» **Objective**: Keep only those lines of the records that include the string "with".

= = = = =

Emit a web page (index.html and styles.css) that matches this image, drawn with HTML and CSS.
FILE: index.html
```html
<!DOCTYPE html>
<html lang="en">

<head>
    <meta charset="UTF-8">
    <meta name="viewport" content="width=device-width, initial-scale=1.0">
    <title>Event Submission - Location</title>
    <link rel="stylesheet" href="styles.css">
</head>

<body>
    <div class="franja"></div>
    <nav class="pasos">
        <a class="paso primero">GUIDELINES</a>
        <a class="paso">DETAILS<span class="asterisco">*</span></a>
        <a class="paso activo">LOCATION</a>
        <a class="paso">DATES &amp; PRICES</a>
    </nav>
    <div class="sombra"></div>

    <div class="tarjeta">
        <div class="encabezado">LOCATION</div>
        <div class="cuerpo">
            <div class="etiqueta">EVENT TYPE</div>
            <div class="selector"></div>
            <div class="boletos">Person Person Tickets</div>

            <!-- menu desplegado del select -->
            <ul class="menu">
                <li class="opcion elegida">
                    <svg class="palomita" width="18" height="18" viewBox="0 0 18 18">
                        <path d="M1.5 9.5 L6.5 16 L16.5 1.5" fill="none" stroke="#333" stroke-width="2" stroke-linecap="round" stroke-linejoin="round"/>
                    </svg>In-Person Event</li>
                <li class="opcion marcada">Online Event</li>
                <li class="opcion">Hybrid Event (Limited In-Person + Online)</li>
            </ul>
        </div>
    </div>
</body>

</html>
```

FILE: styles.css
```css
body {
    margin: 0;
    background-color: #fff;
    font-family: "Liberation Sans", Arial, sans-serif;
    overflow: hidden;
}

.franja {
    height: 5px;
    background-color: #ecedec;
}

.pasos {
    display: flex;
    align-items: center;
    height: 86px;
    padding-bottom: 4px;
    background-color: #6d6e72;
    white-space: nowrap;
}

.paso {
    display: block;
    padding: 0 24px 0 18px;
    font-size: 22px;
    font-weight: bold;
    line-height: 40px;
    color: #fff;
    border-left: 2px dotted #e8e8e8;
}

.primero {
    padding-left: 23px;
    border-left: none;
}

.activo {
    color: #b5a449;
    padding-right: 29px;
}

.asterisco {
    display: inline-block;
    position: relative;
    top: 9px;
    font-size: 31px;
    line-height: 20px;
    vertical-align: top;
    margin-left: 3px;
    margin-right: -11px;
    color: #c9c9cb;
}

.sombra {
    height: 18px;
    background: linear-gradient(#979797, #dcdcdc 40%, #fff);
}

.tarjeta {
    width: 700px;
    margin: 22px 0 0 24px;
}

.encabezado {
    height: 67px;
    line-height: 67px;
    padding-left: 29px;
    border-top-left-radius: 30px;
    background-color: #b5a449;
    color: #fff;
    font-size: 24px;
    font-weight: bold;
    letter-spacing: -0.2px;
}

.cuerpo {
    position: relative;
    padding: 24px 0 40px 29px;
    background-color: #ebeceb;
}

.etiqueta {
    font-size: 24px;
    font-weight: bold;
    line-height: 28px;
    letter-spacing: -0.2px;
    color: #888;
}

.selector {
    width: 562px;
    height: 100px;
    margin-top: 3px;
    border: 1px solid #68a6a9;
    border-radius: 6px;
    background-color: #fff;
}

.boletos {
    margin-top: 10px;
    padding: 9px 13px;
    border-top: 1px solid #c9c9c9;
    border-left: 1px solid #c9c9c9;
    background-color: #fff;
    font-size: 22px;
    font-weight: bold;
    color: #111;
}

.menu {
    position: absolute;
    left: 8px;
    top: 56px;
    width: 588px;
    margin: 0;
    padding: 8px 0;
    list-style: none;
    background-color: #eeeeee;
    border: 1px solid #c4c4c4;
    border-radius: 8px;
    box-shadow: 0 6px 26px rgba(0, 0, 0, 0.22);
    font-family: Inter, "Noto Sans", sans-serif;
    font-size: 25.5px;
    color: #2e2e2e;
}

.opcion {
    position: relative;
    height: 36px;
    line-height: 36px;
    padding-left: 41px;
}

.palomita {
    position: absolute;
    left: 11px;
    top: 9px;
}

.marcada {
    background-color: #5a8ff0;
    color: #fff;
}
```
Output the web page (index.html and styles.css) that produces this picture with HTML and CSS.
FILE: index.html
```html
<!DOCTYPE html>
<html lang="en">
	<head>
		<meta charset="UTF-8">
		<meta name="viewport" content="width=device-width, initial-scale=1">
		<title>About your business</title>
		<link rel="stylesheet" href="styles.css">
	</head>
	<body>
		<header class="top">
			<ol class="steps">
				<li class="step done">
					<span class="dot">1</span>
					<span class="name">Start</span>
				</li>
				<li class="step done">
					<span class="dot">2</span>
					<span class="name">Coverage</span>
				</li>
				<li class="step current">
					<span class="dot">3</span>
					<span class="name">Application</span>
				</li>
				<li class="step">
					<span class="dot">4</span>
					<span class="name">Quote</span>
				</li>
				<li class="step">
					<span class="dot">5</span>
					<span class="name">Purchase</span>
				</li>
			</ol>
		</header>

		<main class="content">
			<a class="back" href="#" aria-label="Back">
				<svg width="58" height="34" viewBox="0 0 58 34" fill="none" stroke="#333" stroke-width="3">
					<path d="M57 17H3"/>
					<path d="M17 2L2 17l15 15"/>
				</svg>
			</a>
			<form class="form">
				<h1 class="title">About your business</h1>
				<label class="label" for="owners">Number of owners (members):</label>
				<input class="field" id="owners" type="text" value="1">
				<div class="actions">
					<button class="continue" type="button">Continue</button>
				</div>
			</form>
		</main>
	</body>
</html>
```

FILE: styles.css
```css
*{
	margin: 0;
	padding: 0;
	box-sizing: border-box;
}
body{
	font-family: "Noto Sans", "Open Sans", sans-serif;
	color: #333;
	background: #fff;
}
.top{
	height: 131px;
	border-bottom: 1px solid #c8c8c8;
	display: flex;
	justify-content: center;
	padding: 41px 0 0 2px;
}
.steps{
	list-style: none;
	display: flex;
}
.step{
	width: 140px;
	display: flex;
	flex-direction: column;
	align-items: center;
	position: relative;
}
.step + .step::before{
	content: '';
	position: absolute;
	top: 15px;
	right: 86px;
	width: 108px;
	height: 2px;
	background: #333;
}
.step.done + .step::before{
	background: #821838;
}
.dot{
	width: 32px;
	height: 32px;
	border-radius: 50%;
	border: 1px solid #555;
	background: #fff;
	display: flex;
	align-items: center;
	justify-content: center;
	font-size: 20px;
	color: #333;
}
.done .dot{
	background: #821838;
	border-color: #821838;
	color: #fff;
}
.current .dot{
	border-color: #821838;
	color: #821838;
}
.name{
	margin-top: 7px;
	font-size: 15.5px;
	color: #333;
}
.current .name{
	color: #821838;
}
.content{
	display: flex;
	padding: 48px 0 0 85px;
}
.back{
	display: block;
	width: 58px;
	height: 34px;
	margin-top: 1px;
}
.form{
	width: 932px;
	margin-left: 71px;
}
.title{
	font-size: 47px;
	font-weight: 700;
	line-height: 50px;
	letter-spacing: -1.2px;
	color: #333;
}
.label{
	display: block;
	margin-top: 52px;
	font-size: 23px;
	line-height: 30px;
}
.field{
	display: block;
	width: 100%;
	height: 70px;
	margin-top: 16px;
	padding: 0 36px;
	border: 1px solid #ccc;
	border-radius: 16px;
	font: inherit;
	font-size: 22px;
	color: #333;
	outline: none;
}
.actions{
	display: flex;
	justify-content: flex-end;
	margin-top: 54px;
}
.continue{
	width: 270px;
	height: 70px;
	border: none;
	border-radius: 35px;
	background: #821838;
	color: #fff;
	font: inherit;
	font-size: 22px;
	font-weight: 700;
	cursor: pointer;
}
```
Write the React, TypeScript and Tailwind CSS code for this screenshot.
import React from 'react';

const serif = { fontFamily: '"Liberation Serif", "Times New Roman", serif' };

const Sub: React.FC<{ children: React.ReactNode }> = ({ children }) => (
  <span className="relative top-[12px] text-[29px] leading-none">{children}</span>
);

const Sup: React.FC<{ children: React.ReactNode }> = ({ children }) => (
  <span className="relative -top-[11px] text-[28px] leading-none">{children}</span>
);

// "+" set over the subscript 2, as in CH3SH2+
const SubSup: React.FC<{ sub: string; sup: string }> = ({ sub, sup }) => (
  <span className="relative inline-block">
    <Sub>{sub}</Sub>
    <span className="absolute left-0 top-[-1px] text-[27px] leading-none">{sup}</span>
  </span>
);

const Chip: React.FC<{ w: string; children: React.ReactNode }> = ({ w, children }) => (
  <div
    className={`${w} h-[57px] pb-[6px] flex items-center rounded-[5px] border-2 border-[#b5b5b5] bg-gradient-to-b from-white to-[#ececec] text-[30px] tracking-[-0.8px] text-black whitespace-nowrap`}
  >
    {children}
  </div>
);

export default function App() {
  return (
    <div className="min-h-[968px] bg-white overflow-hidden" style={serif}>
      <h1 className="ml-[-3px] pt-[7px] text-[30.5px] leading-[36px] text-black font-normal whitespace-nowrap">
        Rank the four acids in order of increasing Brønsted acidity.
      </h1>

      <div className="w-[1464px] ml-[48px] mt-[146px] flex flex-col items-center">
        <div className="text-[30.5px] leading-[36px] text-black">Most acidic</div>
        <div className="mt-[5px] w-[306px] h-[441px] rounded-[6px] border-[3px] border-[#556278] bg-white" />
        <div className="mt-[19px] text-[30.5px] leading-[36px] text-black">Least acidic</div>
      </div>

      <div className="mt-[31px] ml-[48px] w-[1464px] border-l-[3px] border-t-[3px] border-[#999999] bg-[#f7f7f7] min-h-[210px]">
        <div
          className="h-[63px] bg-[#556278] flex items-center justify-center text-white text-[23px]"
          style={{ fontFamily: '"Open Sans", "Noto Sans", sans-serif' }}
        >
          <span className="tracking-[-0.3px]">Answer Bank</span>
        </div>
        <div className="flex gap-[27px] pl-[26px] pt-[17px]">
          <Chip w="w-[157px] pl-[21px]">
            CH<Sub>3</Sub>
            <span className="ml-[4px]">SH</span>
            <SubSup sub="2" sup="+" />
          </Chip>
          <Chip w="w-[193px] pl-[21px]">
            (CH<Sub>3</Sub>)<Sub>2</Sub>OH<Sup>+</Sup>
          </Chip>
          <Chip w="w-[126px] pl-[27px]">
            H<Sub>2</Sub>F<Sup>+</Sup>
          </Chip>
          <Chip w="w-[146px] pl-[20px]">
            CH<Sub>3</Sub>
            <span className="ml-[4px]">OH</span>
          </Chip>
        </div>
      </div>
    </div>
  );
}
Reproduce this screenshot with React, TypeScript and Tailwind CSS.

= = = = =

» **Full answer**:
Emit a web page (index.html and styles.css) that matches this image, drawn with HTML and CSS.
Output the web page (index.html and styles.css) that produces this picture with HTML and CSS.
Reproduce this screenshot with React, TypeScript and Tailwind CSS.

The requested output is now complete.